Indica can help the body’s endocannabinoid system to prevent the breakdown of cannabinoids, which can help to reduce inflammation. This gives it greater control over the regulation of cytokine production (the cells that cause inflammation) and can help reduce unnecessary inflammation and pain. It can also help reduce oxidative stress levels in the body. A 2017 study also indicates that CBD may benefit the symptoms of conditions such as inflammatory bowel disease, cardiovascular disease, MS, Alzheimer’s and more.
Types of indica cannabis products for inflammation
Indica is available in a range of preparations including:
- Dried flowers
Due to the relaxing effects, it is recommended to take indica in the evening or at night and always check dosage instructions before use. As always, it is highly recommended to buy from a reputable source where you can be sure of exactly what you are getting and in what quantities.

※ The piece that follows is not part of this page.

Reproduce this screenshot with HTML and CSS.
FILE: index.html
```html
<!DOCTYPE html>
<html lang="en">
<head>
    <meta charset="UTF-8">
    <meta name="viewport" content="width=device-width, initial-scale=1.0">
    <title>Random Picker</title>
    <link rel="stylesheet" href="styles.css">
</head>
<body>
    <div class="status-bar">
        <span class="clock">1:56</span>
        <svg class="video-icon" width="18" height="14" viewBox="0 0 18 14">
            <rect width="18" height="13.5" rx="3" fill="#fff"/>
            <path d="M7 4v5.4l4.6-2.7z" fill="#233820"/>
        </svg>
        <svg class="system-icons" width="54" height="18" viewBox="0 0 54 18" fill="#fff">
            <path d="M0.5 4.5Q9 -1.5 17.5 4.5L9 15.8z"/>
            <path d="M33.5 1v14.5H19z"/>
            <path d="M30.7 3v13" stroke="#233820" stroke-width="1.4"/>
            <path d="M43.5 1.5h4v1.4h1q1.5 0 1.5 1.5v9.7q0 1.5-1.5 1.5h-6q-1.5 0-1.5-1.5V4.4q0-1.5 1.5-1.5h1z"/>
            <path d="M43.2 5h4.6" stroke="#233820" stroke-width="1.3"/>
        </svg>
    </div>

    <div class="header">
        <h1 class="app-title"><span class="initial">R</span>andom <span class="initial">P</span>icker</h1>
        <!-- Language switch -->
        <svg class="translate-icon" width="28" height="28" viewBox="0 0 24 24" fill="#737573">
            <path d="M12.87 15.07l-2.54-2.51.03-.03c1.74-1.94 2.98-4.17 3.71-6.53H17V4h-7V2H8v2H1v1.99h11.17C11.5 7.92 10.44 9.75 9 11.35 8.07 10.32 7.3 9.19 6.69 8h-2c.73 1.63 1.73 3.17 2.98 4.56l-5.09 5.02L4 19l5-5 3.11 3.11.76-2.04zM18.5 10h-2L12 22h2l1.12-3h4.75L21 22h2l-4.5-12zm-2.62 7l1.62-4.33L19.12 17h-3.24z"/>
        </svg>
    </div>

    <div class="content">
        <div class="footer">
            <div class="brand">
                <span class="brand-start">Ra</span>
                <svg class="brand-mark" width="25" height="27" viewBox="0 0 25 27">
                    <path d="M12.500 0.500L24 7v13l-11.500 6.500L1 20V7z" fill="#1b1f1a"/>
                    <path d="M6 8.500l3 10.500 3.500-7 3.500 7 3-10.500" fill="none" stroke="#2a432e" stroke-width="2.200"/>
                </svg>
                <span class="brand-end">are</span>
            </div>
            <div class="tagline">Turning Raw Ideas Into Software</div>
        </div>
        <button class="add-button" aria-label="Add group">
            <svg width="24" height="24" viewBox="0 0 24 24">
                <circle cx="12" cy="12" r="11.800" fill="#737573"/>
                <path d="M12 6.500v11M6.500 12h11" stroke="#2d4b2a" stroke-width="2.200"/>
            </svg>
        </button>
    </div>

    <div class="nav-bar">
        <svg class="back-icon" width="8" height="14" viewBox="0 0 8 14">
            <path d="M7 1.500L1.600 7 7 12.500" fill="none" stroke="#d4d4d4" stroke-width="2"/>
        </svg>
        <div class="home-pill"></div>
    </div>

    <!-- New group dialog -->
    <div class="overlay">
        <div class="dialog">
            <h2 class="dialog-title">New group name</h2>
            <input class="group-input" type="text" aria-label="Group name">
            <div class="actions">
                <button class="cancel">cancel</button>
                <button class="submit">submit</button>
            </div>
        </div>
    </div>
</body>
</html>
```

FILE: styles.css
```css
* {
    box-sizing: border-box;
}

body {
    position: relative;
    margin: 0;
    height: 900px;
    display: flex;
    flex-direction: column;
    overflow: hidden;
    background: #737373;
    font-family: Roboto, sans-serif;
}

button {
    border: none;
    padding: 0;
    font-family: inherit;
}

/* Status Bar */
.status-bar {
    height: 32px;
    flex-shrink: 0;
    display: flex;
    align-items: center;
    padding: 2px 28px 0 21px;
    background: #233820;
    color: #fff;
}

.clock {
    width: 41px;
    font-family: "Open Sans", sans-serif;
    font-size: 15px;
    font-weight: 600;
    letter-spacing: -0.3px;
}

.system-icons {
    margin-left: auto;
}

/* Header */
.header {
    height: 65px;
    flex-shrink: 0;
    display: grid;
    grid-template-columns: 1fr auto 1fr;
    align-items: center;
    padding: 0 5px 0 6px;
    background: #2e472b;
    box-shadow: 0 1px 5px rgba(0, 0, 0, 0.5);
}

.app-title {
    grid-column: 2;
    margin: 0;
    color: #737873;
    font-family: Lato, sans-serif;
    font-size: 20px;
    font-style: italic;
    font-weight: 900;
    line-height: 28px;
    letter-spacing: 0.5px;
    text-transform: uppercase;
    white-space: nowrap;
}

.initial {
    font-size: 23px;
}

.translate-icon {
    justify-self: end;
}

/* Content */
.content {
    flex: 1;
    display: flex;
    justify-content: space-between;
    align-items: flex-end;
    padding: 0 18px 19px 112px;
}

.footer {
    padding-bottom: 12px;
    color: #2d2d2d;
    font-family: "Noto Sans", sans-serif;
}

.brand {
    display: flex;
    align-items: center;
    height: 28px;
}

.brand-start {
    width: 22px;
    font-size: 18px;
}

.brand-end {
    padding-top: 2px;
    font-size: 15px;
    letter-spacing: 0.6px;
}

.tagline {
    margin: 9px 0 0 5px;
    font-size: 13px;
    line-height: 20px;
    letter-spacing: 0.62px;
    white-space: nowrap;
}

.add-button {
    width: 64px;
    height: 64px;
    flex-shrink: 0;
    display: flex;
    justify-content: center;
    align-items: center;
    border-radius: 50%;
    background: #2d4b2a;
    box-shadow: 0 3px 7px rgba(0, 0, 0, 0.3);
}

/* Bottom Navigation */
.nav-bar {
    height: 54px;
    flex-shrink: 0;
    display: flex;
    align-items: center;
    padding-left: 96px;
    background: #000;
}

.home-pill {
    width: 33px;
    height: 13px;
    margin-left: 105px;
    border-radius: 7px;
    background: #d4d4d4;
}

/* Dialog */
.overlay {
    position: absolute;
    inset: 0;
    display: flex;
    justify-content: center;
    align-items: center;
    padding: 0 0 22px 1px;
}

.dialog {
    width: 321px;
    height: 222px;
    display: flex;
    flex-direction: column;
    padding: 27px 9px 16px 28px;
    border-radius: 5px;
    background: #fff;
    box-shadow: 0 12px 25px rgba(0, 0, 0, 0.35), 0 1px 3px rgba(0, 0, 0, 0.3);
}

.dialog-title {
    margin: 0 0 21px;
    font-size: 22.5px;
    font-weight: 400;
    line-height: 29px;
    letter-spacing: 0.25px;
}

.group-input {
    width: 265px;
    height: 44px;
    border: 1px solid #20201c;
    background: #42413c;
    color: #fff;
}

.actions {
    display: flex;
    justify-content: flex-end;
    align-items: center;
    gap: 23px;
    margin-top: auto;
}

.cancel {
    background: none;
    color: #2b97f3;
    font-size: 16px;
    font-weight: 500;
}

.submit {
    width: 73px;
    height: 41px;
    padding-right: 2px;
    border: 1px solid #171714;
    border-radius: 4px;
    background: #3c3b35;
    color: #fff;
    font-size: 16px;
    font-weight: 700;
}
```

Indica is a variant strain of the cannabis plant, long used in traditional medicine for its relaxing, anti-inflammatory and analgesic qualities. But is indica good for inflammation in a clinical sense? Recent scientific research is in its early stages. Still, it seems to bear out what anecdotal evidence has long been saying: that indica can help to reduce inflammation and pain and may have significant potential benefits for long-term sufferers. However, it must be added that clinical acceptance across the board might be some way off.
Even though the risks from indica are low, always consult your doctor or health care professional before taking any cannabis-related products.